The new regulation has been sharply criticized for having what the National Oceanic and Atmospheric Administration (NOAA) calls a “sunset” provision, which would allow the regulation to expire after five years. NOAA has said that the provision was established in order to take into consideration “ongoing scientific research.” Critics, including IFAW, say this provision needs to go hand-in-hand with government supported research into alternative solutions.
“With this five-year ‘sunset’ provision, the sun may soon set not only on this important regulation, but on the future of right whales unless the U.S. government actively engages in developing and implementing new technologies to protect whales,” said Flocken “To be truly effective, IFAW feels it is vital for this regulation to be partnered closely with actual on the water enforcement as well as the development of improved right whale protection solutions before it is too late.” Even if all threats to right whales were eliminated today, they would still be critically endangered in five years.
Today, only 350 or so North Atlantic right whales are known to exist, making it one of the rarest of great whale species. Scientists calculate that the species will become extinct within 200 years unless urgent action is taken.
IFAW works around the globe to protect whales and their habitat.

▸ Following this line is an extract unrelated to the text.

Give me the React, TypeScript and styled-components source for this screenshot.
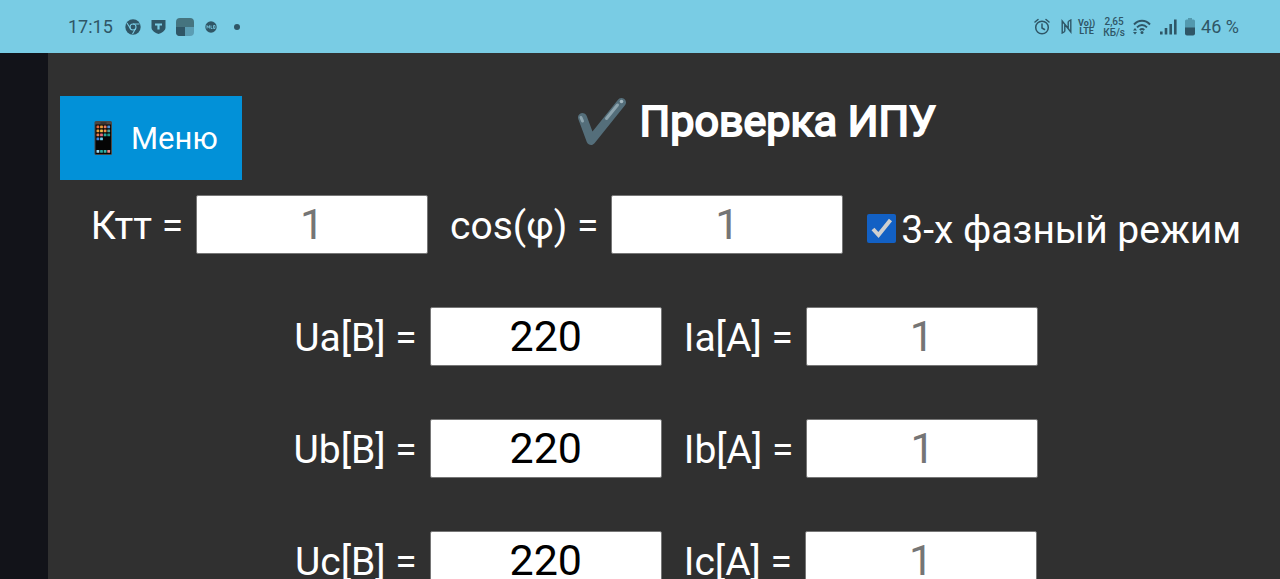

IFAW has been a key player in U.S. right whale conservation efforts, including: supporting the establishment of the Mandatory Ship Reporting System, removing discarded and dangerous fishing gear from Massachusetts waters, partnering with the U.S. government and lobster industry to develop whale safe lobster gear, supporting the disentanglement of whales caught in deadly fishing line, partnering to develop “pop-up” acoustic buoys that can detect and monitor whales, and supporting the establishment of the new U.S. whale ship strike regulation.